The Biden administration and the new Democrat-controlled Congress have various mechanisms at hand to cancel much of the last-minute rule-making.
Donald Trump’s executive orders and formal written directives can be rescinded by President Joe Biden with the stroke of a pen. For example, Trump’s ban on transgender service members, which has never been embodied in a statute or a formal regulation adopted under the Administrative Procedure Act, can simply be revoked by the new President and replaced with a non-discrimination policy, although the details would need to be worked out with the new leadership in the Defense Department.
Some of the Trump administration regulations have been announced and published as “final rules” but have been blocked from implementation by court orders. For example, a regulation altering the substantive and procedural rules for dealing with refugees was recently blocked by a preliminary injunction while a court determines whether it is consistent with the relevant statutes.
This regulation would have made it very difficult for gay refugees to win the right to remain in the United States. The new administration can go through the APA procedure for replacing it with a new regulation, but under the Congressional Review Act, a 1996 statute that was the brainchild of Newt Gingrich when he became Speaker of the House of Representatives in 1995, recently-adopted regulations can be repealed by Congress with simple majority votes in both houses and the approval of the president, with no Senate filibusters allowed.

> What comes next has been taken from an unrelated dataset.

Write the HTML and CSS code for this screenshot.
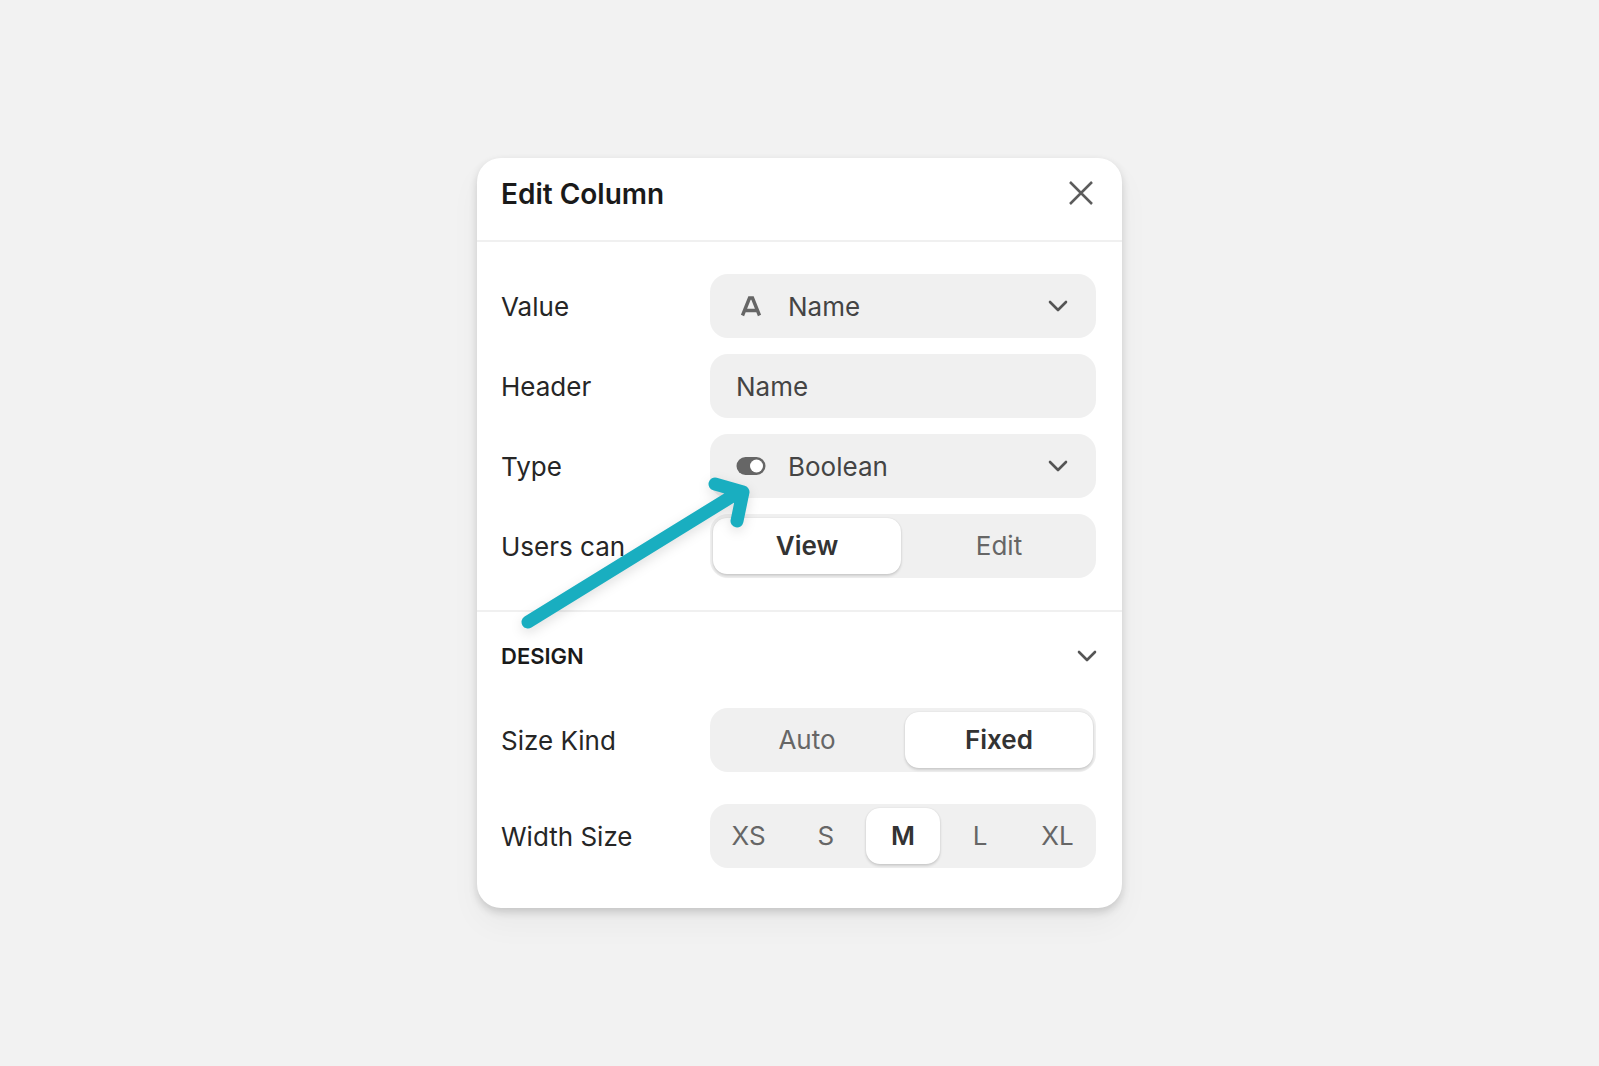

There is a time limit, however, of 60 legislative days from the date Congress was informed of a new regulation or rule (a legislative day is a day when Congress is in session, so many weekends, holidays, and periods of legislative recess, are not counted). During the early months of the Trump administration, more than a dozen Obama administration regulations adopted during 2016 were repealed using the CRA.
Similarly, a Trump administration regulation excluding transgender people from protection under the Affordable Care Act’s anti-discrimination provision has been preliminarily enjoined in litigation but could be withdrawn and replaced by the new administration through administrative action or, possibly, repealed under the CRA.
One prime target for CRA repeal action should be a new regulation that was slated to go into effect just days before the inauguration. The regulation sharply restricts Obama administration anti-discrimination rules for federal contractors and funding recipients, allowing those with religious or moral objections to deny services to LGBTQ people and to refuse to recognize same-sex marriages. The Trump administration supported this regulation by arguing that requiring federal contractors to violate their religious beliefs was illegal under the Religious Freedom Restoration Act (RFRA).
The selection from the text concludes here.